#### Work required:
Give the data below again exactly as written, without its pictures.

#### Data excerpt:
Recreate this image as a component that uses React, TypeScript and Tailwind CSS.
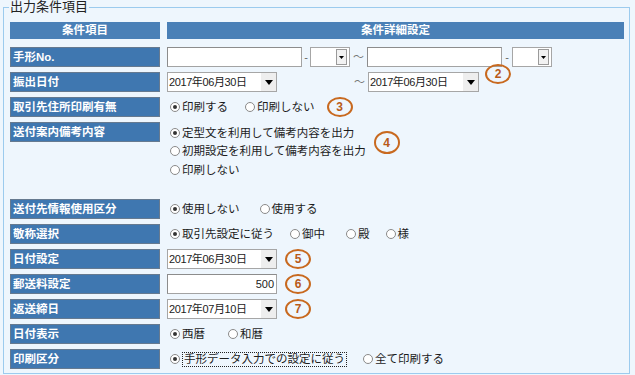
import React from "react";

const FONT = "font-['Liberation_Sans','Noto_Sans_CJK_JP',sans-serif]";

const Arrow = ({ small = false }: { small?: boolean }) =>
  small ? (
    <svg width="5" height="3" viewBox="0 0 5 3">
      <path d="M0 0H5L2.5 3z" fill="#000" />
    </svg>
  ) : (
    <svg width="8" height="5" viewBox="0 0 8 5">
      <path d="M0 0H8L4 5z" fill="#000" />
    </svg>
  );

const Label = ({ children }: { children: React.ReactNode }) => (
  <div className="w-[150px] h-[20px] shrink-0 self-start bg-[#3f77b0] border border-[#667a90] pl-[2px] text-white font-bold text-[11.5px] leading-[18px]">
    {children}
  </div>
);

const TextBox = ({ value = "", w }: { value?: string; w: string }) => (
  <div
    className={`${w} h-[20px] border border-[#a3a3a3] border-t-[#8c8c8c] border-l-[#8c8c8c] bg-white text-right pr-[2px] text-[11px] leading-[18px]`}
  >
    {value}
  </div>
);

const DateSelect = ({ value, w }: { value: string; w: string }) => (
  <div className={`${w} h-[20px] border border-[#a6a6a6] bg-white flex items-center`}>
    <span className="flex-1 pl-[1px] text-[11px] tracking-[-0.4px] leading-[18px]">{value}</span>
    <span className="w-[15px] h-full bg-[#eeeeee] flex items-center justify-center">
      <Arrow />
    </span>
  </div>
);

const SmallSelect = () => (
  <div className="w-[40px] h-[20px] border border-[#a6a6a6] bg-white flex items-center justify-end pr-[2px]">
    <span className="w-[11px] h-[16px] border border-[#9a9a9a] bg-[#f2f2f2] flex items-center justify-center">
      <Arrow small />
    </span>
  </div>
);

const Radio = ({
  label,
  checked = false,
  className = "",
  focus = false,
}: {
  label: string;
  checked?: boolean;
  className?: string;
  focus?: boolean;
}) => (
  <span className={`inline-flex items-center ${className}`}>
    <span className="w-[10px] h-[10px] rounded-full border border-[#8a8a8a] bg-white flex items-center justify-center">
      {checked && <span className="w-[4px] h-[4px] rounded-full bg-[#333]" />}
    </span>
    <span
      className={`ml-[2px] ${focus ? "border border-dotted border-[#222] px-[1px] leading-[13px]" : "leading-[16px]"}`}
    >
      {label}
    </span>
  </span>
);

const Mark = ({ n, className = "" }: { n: number; className?: string }) => (
  <span
    className={`w-[26px] h-[20px] shrink-0 rounded-[50%] border-2 border-[#c8691f] text-[#b85a18] font-bold text-[12px] leading-none flex items-center justify-center ${className}`}
  >
    {n}
  </span>
);

const Row = ({
  label,
  children,
  top = "mt-[5px]",
}: {
  label: string;
  children: React.ReactNode;
  top?: string;
}) => (
  <div className={`flex gap-[7px] ${top}`}>
    <Label>{label}</Label>
    <div className="flex-1 flex items-center h-[20px] text-[11.5px]">{children}</div>
  </div>
);

const Dash = ({ w }: { w: string }) => (
  <span className={`${w} text-center text-[#666] text-[11px]`}>-</span>
);

export default function App() {
  return (
    <div className={`w-[635px] h-[375px] bg-[#eef6fd] pl-[3px] text-[#1c1c1c] ${FONT}`}>
      <fieldset className="w-[627px] h-[374px] border border-[#9ccbee] pl-[6px] pr-[4px]">
        <legend className="-ml-[1px] px-[1px] text-[13px] leading-[14px] text-[#222]">出力条件項目</legend>

        {/* header */}
        <div className="flex gap-[7px] mt-[8px] text-white font-bold text-[11.5px] leading-[17px] text-center">
          <div className="w-[150px] h-[17px] bg-[#4a80b7]">条件項目</div>
          <div className="w-[457px] h-[17px] bg-[#4a80b7]">条件詳細設定</div>
        </div>

        <Row label="手形No." top="mt-[8px]">
          <TextBox w="w-[135px]" />
          <Dash w="w-[8px]" />
          <SmallSelect />
          <span className="w-[17px] pl-[3px] text-[#777] text-[11px]">～</span>
          <TextBox w="w-[135px]" />
          <Dash w="w-[10px]" />
          <SmallSelect />
        </Row>

        <Row label="振出日付">
          <DateSelect value="2017年06月30日" w="w-[110px]" />
          <span className="w-[91px] flex justify-end pr-[3px] text-[#777] text-[11px]">～</span>
          <DateSelect value="2017年06月30日" w="w-[111px]" />
          <Mark n={2} className="ml-[6px] self-start -mt-[8px]" />
        </Row>

        <Row label="取引先住所印刷有無">
          <span className="pl-[3px]" />
          <Radio label="印刷する" checked />
          <Radio label="印刷しない" className="ml-[17px]" />
          <Mark n={3} className="ml-[12px]" />
        </Row>

        <div className="flex gap-[7px] mt-[5px] h-[72px]">
          <Label>送付案内備考内容</Label>
          <div className="flex text-[11.5px]">
            <div className="flex flex-col pl-[3px] pt-[2px]">
              <div className="h-[18px] flex items-center">
                <Radio label="定型文を利用して備考内容を出力" checked />
              </div>
              <div className="h-[18px] flex items-center">
                <Radio label="初期設定を利用して備考内容を出力" />
              </div>
              <div className="h-[19px] flex items-center">
                <Radio label="印刷しない" />
              </div>
            </div>
            <Mark n={4} className="ml-[8px] mt-[9px] h-[23px]" />
          </div>
        </div>

        <Row label="送付先情報使用区分">
          <span className="pl-[3px]" />
          <Radio label="使用しない" checked />
          <Radio label="使用する" className="ml-[20px]" />
        </Row>

        <Row label="敬称選択">
          <span className="pl-[3px]" />
          <Radio label="取引先設定に従う" checked />
          <Radio label="御中" className="ml-[16px]" />
          <Radio label="殿" className="ml-[21px]" />
          <Radio label="様" className="ml-[16px]" />
        </Row>

        <Row label="日付設定">
          <DateSelect value="2017年06月30日" w="w-[110px]" />
          <Mark n={5} className="ml-[8px]" />
        </Row>

        <Row label="郵送料設定">
          <TextBox value="500" w="w-[110px]" />
          <Mark n={6} className="ml-[8px]" />
        </Row>

        <Row label="返送締日">
          <DateSelect value="2017年07月10日" w="w-[110px]" />
          <Mark n={7} className="ml-[8px]" />
        </Row>

        <Row label="日付表示">
          <span className="pl-[3px]" />
          <Radio label="西暦" checked />
          <Radio label="和暦" className="ml-[23px]" />
        </Row>

        <Row label="印刷区分">
          <span className="pl-[3px]" />
          <Radio label="手形データ入力での設定に従う" checked focus />
          <Radio label="全て印刷する" className="ml-[16px]" />
        </Row>
      </fieldset>
    </div>
  );
}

#### Exercise solution:
Recreate this image as a component that uses React, TypeScript and Tailwind CSS.
import React from "react";

const FONT = "font-['Liberation_Sans','Noto_Sans_CJK_JP',sans-serif]";

const Arrow = ({ small = false }: { small?: boolean }) =>
  small ? (
    <svg width="5" height="3" viewBox="0 0 5 3">
      <path d="M0 0H5L2.5 3z" fill="#000" />
    </svg>
  ) : (
    <svg width="8" height="5" viewBox="0 0 8 5">
      <path d="M0 0H8L4 5z" fill="#000" />
    </svg>
  );

const Label = ({ children }: { children: React.ReactNode }) => (
  <div className="w-[150px] h-[20px] shrink-0 self-start bg-[#3f77b0] border border-[#667a90] pl-[2px] text-white font-bold text-[11.5px] leading-[18px]">
    {children}
  </div>
);

const TextBox = ({ value = "", w }: { value?: string; w: string }) => (
  <div
    className={`${w} h-[20px] border border-[#a3a3a3] border-t-[#8c8c8c] border-l-[#8c8c8c] bg-white text-right pr-[2px] text-[11px] leading-[18px]`}
  >
    {value}
  </div>
);

const DateSelect = ({ value, w }: { value: string; w: string }) => (
  <div className={`${w} h-[20px] border border-[#a6a6a6] bg-white flex items-center`}>
    <span className="flex-1 pl-[1px] text-[11px] tracking-[-0.4px] leading-[18px]">{value}</span>
    <span className="w-[15px] h-full bg-[#eeeeee] flex items-center justify-center">
      <Arrow />
    </span>
  </div>
);

const SmallSelect = () => (
  <div className="w-[40px] h-[20px] border border-[#a6a6a6] bg-white flex items-center justify-end pr-[2px]">
    <span className="w-[11px] h-[16px] border border-[#9a9a9a] bg-[#f2f2f2] flex items-center justify-center">
      <Arrow small />
    </span>
  </div>
);

const Radio = ({
  label,
  checked = false,
  className = "",
  focus = false,
}: {
  label: string;
  checked?: boolean;
  className?: string;
  focus?: boolean;
}) => (
  <span className={`inline-flex items-center ${className}`}>
    <span className="w-[10px] h-[10px] rounded-full border border-[#8a8a8a] bg-white flex items-center justify-center">
      {checked && <span className="w-[4px] h-[4px] rounded-full bg-[#333]" />}
    </span>
    <span
      className={`ml-[2px] ${focus ? "border border-dotted border-[#222] px-[1px] leading-[13px]" : "leading-[16px]"}`}
    >
      {label}
    </span>
  </span>
);

const Mark = ({ n, className = "" }: { n: number; className?: string }) => (
  <span
    className={`w-[26px] h-[20px] shrink-0 rounded-[50%] border-2 border-[#c8691f] text-[#b85a18] font-bold text-[12px] leading-none flex items-center justify-center ${className}`}
  >
    {n}
  </span>
);

const Row = ({
  label,
  children,
  top = "mt-[5px]",
}: {
  label: string;
  children: React.ReactNode;
  top?: string;
}) => (
  <div className={`flex gap-[7px] ${top}`}>
    <Label>{label}</Label>
    <div className="flex-1 flex items-center h-[20px] text-[11.5px]">{children}</div>
  </div>
);

const Dash = ({ w }: { w: string }) => (
  <span className={`${w} text-center text-[#666] text-[11px]`}>-</span>
);

export default function App() {
  return (
    <div className={`w-[635px] h-[375px] bg-[#eef6fd] pl-[3px] text-[#1c1c1c] ${FONT}`}>
      <fieldset className="w-[627px] h-[374px] border border-[#9ccbee] pl-[6px] pr-[4px]">
        <legend className="-ml-[1px] px-[1px] text-[13px] leading-[14px] text-[#222]">出力条件項目</legend>

        {/* header */}
        <div className="flex gap-[7px] mt-[8px] text-white font-bold text-[11.5px] leading-[17px] text-center">
          <div className="w-[150px] h-[17px] bg-[#4a80b7]">条件項目</div>
          <div className="w-[457px] h-[17px] bg-[#4a80b7]">条件詳細設定</div>
        </div>

        <Row label="手形No." top="mt-[8px]">
          <TextBox w="w-[135px]" />
          <Dash w="w-[8px]" />
          <SmallSelect />
          <span className="w-[17px] pl-[3px] text-[#777] text-[11px]">～</span>
          <TextBox w="w-[135px]" />
          <Dash w="w-[10px]" />
          <SmallSelect />
        </Row>

        <Row label="振出日付">
          <DateSelect value="2017年06月30日" w="w-[110px]" />
          <span className="w-[91px] flex justify-end pr-[3px] text-[#777] text-[11px]">～</span>
          <DateSelect value="2017年06月30日" w="w-[111px]" />
          <Mark n={2} className="ml-[6px] self-start -mt-[8px]" />
        </Row>

        <Row label="取引先住所印刷有無">
          <span className="pl-[3px]" />
          <Radio label="印刷する" checked />
          <Radio label="印刷しない" className="ml-[17px]" />
          <Mark n={3} className="ml-[12px]" />
        </Row>

        <div className="flex gap-[7px] mt-[5px] h-[72px]">
          <Label>送付案内備考内容</Label>
          <div className="flex text-[11.5px]">
            <div className="flex flex-col pl-[3px] pt-[2px]">
              <div className="h-[18px] flex items-center">
                <Radio label="定型文を利用して備考内容を出力" checked />
              </div>
              <div className="h-[18px] flex items-center">
                <Radio label="初期設定を利用して備考内容を出力" />
              </div>
              <div className="h-[19px] flex items-center">
                <Radio label="印刷しない" />
              </div>
            </div>
            <Mark n={4} className="ml-[8px] mt-[9px] h-[23px]" />
          </div>
        </div>

        <Row label="送付先情報使用区分">
          <span className="pl-[3px]" />
          <Radio label="使用しない" checked />
          <Radio label="使用する" className="ml-[20px]" />
        </Row>

        <Row label="敬称選択">
          <span className="pl-[3px]" />
          <Radio label="取引先設定に従う" checked />
          <Radio label="御中" className="ml-[16px]" />
          <Radio label="殿" className="ml-[21px]" />
          <Radio label="様" className="ml-[16px]" />
        </Row>

        <Row label="日付設定">
          <DateSelect value="2017年06月30日" w="w-[110px]" />
          <Mark n={5} className="ml-[8px]" />
        </Row>

        <Row label="郵送料設定">
          <TextBox value="500" w="w-[110px]" />
          <Mark n={6} className="ml-[8px]" />
        </Row>

        <Row label="返送締日">
          <DateSelect value="2017年07月10日" w="w-[110px]" />
          <Mark n={7} className="ml-[8px]" />
        </Row>

        <Row label="日付表示">
          <span className="pl-[3px]" />
          <Radio label="西暦" checked />
          <Radio label="和暦" className="ml-[23px]" />
        </Row>

        <Row label="印刷区分">
          <span className="pl-[3px]" />
          <Radio label="手形データ入力での設定に従う" checked focus />
          <Radio label="全て印刷する" className="ml-[16px]" />
        </Row>
      </fieldset>
    </div>
  );
}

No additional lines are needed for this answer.